Turkey reiterates offer to host Russian, Ukrainian leaders

Turkey reiterates offer to host Russian, Ukrainian leaders

Turkey reiterates offer to host Russian, Ukrainian leaders

Turkey has once again reiterated its proposal to host a leader-level meeting between Russian and Ukrainian presidents during a phone conversation between President Recep Tayyip Erdoğan and his Russian counterpart, Vladimir Putin, on March 17.

Erdoğan pointed out that reaching consensus on some issues may require talks at the leadership level and repeated his offer to host Putin and Ukrainian President Volodymyr Zelensky in Istanbul or Ankara, a statement by the Turkish Presidential Communications Directorate said.

The two leaders discussed the latest developments in the conflict between Russia-Ukraine and the humanitarian situation on the ground, the statement said.

Erdoğan told Putin that Ankara had kept its sincere approach to maintaining peace between Russia and Ukraine from the very beginning.

If a permanent ceasefire is declared, it would pave the way for a long-term solution, Erdoğan told the Russian leader, expressing his wish for positive results from the talks between the two warring sides.

Erdoğan underlined that “the war would not benefit any side and diplomacy should be given an opportunity.” He also emphasized the need to observe the humanitarian situation on the ground and to operate the humanitarian corridors effectively and smoothly in both directions,” the statement said.

Presidential spokesperson İbrahim Kalın outlined some of the demands voiced by Putin in an interview with BBC.
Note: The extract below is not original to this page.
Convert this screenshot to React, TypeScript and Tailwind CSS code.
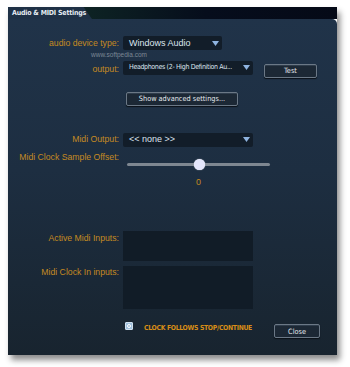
const label = "whitespace-nowrap text-right text-[#c58a22] text-[8.7px] leading-none [font-family:'Liberation_Sans',Arial,sans-serif]";
const cond = "[font-family:'DejaVu_Sans_Condensed','DejaVu_Sans',sans-serif]";

function Arrow() {
  return (
    <svg width="7" height="5" viewBox="0 0 7 5" className="shrink-0">
      <path d="M0 0 L7 0 L3.5 5 Z" fill="#8fb4e0" />
    </svg>
  );
}

function Select({ text, w, small }: { text: string; w: string; small?: boolean }) {
  return (
    <div
      className={`${w} flex h-[14px] items-center justify-between rounded-[2px] bg-[#121d29] pl-[6px] pr-[3px] text-[#dce4ee] ${
        small ? `pl-[5px] text-[7px] tracking-[-0.35px] ${cond}` : "text-[9px] [font-family:'Liberation_Sans',Arial,sans-serif]"
      }`}
    >
      <span className="whitespace-nowrap leading-none">{text}</span>
      <Arrow />
    </div>
  );
}

function Button({ text, w }: { text: string; w: string }) {
  return (
    <div
      className={`${w} flex h-[14px] items-center justify-center whitespace-nowrap rounded-[2px] border border-[#6b7886] bg-[#1c2835] text-[7.3px] leading-none text-[#e4e9ef] shadow-[inset_0_1px_0_#2f3d4c,0_1px_1px_#0a1118] ${cond}`}
    >
      {text}
    </div>
  );
}

export default function App() {
  return (
    <div className="h-[367px] w-[350px] bg-white pl-[8px] pt-[7px]">
      <div className="flex h-[348px] w-[329px] flex-col shadow-[3px_5px_6px_rgba(0,0,0,0.45)]">
        {/* title strip */}
        <div className="flex h-[12px] bg-[linear-gradient(90deg,#123028_0%,#0c1f22_30%,#060d1c_60%,#050a17_100%)]">
          <div className="flex w-[84px] items-center whitespace-nowrap bg-[#1f3146] pl-[4px] text-[7px] font-bold leading-none tracking-[-0.2px] text-[#e6ecf2] [clip-path:polygon(0_0,90%_0,100%_100%,0_100%)] [font-family:'DejaVu_Sans_Condensed','DejaVu_Sans',sans-serif]">
            Audio &amp; MIDI Settings
          </div>
        </div>

        {/* body */}
        <div className="flex flex-1 flex-col rounded-tr-[5px] bg-[linear-gradient(180deg,#203349_0%,#1d2e41_45%,#18242f_100%)]">
          <div className="mt-[17px] flex items-center gap-[4px]">
            <div className={`w-[111px] ${label}`}>audio device type:</div>
            <Select text="Windows Audio" w="w-[99px]" />
          </div>
          <div className="ml-[83px] mt-[2px] text-[6.5px] leading-none text-[#7c8896] [font-family:'Liberation_Sans',Arial,sans-serif]">
            www.softpedia.com
          </div>
          <div className="mt-[2px] flex items-start gap-[4px]">
            <div className={`w-[111px] pt-[4px] ${label}`}>output:</div>
            <Select text="Headphones (2- High Definition Au..." w="w-[130px]" small />
            <div className="ml-[7px] mt-[3px]">
              <Button text="Test" w="w-[53px]" />
            </div>
          </div>
          <div className="ml-[118px] mt-[14px]">
            <Button text="Show advanced settings..." w="w-[112px]" />
          </div>

          <div className="mt-[27px] flex items-center gap-[4px]">
            <div className={`w-[111px] ${label}`}>Midi Output:</div>
            <Select text="<< none >>" w="w-[130px]" />
          </div>
          <div className="mt-[6px] flex items-start gap-[4px]">
            <div className={`w-[111px] ${label}`}>Midi Clock Sample Offset:</div>
          </div>
          <div className="ml-[119px] mt-[2px] flex w-[143px] items-center">
            <div className="relative h-[3px] w-full rounded-full bg-[#7e8791]">
              <div className="absolute left-[67px] top-[-4px] h-[11px] w-[11px] rounded-full bg-[#e4e6fb] shadow-[0_0_1px_#fff]" />
            </div>
          </div>
          <div className="ml-[188px] mt-[12px] text-[9px] leading-none text-[#c58a22] [font-family:'Liberation_Sans',Arial,sans-serif]">
            0
          </div>

          <div className="mt-[44px] flex items-start gap-[4px]">
            <div className={`w-[111px] pt-[3px] ${label}`}>Active Midi Inputs:</div>
            <div className="h-[30px] w-[130px] bg-[#111c27]" />
          </div>
          <div className="mt-[5px] flex items-start gap-[4px]">
            <div className={`w-[111px] pt-[2px] ${label}`}>Midi Clock In inputs:</div>
            <div className="h-[43px] w-[130px] bg-[#111c27]" />
          </div>

          <div className="mt-[13px] flex items-start">
            <div className="ml-[117px] flex h-[8px] w-[8px] items-center justify-center rounded-[1px] border border-[#cfe0ef] bg-[#9fc0dc]">
              <div className="h-[4px] w-[4px] rounded-full border border-white" />
            </div>
            <div className={`ml-[11px] mt-[3px] whitespace-nowrap text-[6.8px] font-bold leading-none tracking-[-0.3px] text-[#d98e16] ${cond}`}>
              CLOCK FOLLOWS STOP/CONTINUE
            </div>
            <div className="ml-auto mr-[17px] mt-[2px]">
              <Button text="Close" w="w-[46px]" />
            </div>
          </div>
        </div>
      </div>
    </div>
  );
}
One of them is an acceptance by Ukraine that it should be neutral and should not apply to join NATO. Ukraine would have to undergo a disarmament process to ensure it wasn’t a threat to Russia. There would have to be protection for the Russian language in Ukraine, and demand for “de-Nazification” was on the agenda.

Putin said that it would need face-to-face negotiations between him and Zelensky before an agreement could be reached on these points, Kalın told the broadcaster.
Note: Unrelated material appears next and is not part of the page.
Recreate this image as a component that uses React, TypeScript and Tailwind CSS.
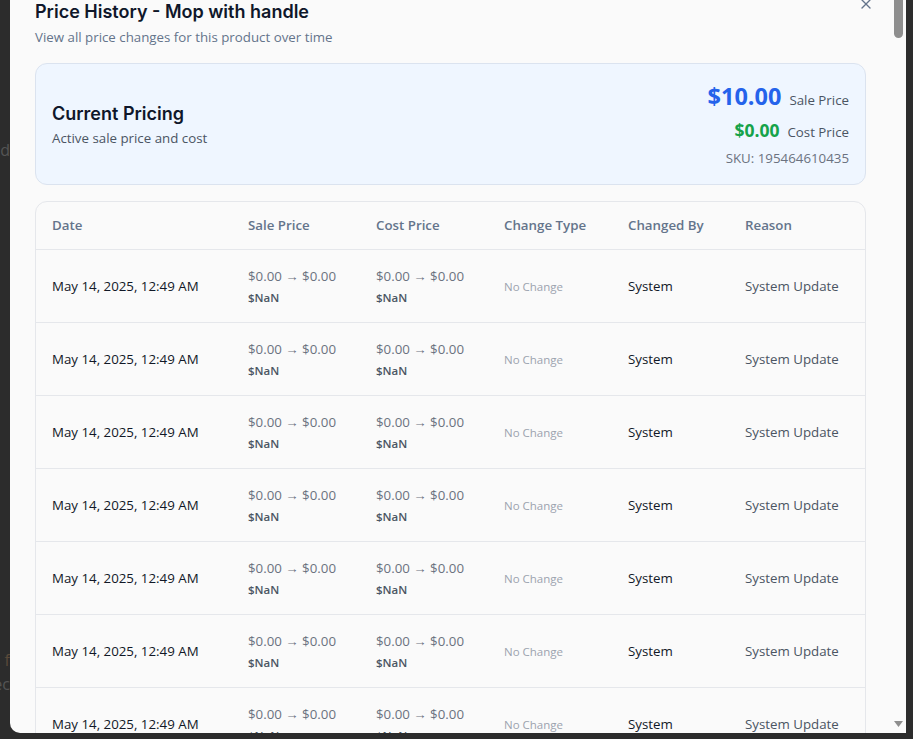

“Mr. Kalın was much less specific about these issues, saying simply that they involved the status of Donbas, in eastern Ukraine, parts of which have already broken away from Ukraine and stressed their Russianness, and the status of Crimea,” BBC reported.
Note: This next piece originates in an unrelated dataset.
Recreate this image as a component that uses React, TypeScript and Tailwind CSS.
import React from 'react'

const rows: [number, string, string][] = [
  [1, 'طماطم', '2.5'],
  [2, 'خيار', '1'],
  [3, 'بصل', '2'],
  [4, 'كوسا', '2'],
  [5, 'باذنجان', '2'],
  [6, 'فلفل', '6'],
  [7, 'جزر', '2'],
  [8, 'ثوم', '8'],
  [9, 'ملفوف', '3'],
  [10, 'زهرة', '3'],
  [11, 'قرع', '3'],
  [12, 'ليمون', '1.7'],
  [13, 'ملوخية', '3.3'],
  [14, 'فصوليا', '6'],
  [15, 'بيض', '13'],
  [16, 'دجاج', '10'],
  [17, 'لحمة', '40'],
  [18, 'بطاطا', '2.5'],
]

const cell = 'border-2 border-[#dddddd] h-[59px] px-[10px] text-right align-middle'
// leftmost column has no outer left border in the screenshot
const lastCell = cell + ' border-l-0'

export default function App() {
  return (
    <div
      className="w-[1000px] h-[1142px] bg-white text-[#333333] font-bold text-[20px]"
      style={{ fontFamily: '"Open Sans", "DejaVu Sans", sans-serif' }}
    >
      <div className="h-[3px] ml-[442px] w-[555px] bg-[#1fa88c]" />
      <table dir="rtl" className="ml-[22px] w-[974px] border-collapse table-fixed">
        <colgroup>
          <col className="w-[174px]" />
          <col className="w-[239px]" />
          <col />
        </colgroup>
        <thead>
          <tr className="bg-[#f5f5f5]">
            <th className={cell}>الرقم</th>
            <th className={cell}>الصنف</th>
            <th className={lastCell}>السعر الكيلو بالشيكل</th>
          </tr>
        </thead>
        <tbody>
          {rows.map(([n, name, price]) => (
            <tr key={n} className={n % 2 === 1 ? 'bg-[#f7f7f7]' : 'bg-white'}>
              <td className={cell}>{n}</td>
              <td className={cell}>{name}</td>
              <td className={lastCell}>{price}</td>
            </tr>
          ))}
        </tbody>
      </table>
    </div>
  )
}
Meanwhile, Foreign Minister Mevlüt Çavuşğlu had a phone conversation with his Ukrainian counterpart on March 18.

Ukrainian Foreign Minister Dmytro Kuleba has asked Turkey to be a guarantor of any future deal with Russia, along with the U.N. Security Council’s five permanent members and Germany, Çavuşoğlu earlier said.

“Ukraine made an offer on the collective security agreement: P5 [the U.N. Security Council’s five permanent members], Turkey and Germany,” the Turkish foreign minister said during a visit to the Ukrainian city of Lviv on March 17.

“I saw that the Russian Federation had no objection and could accept such an offer,” he added, referring to his meeting with his Russian counterpart, Sergey Lavrov, in Moscow on March 16.

Turkey, which has close ties with Ukraine and Russia, has tried to position itself as a mediator in the three-week-old conflict.

Last week, it hosted the first high-level meeting between the Russian and Ukrainian foreign ministers in the southern resort city of Antalya since the war began.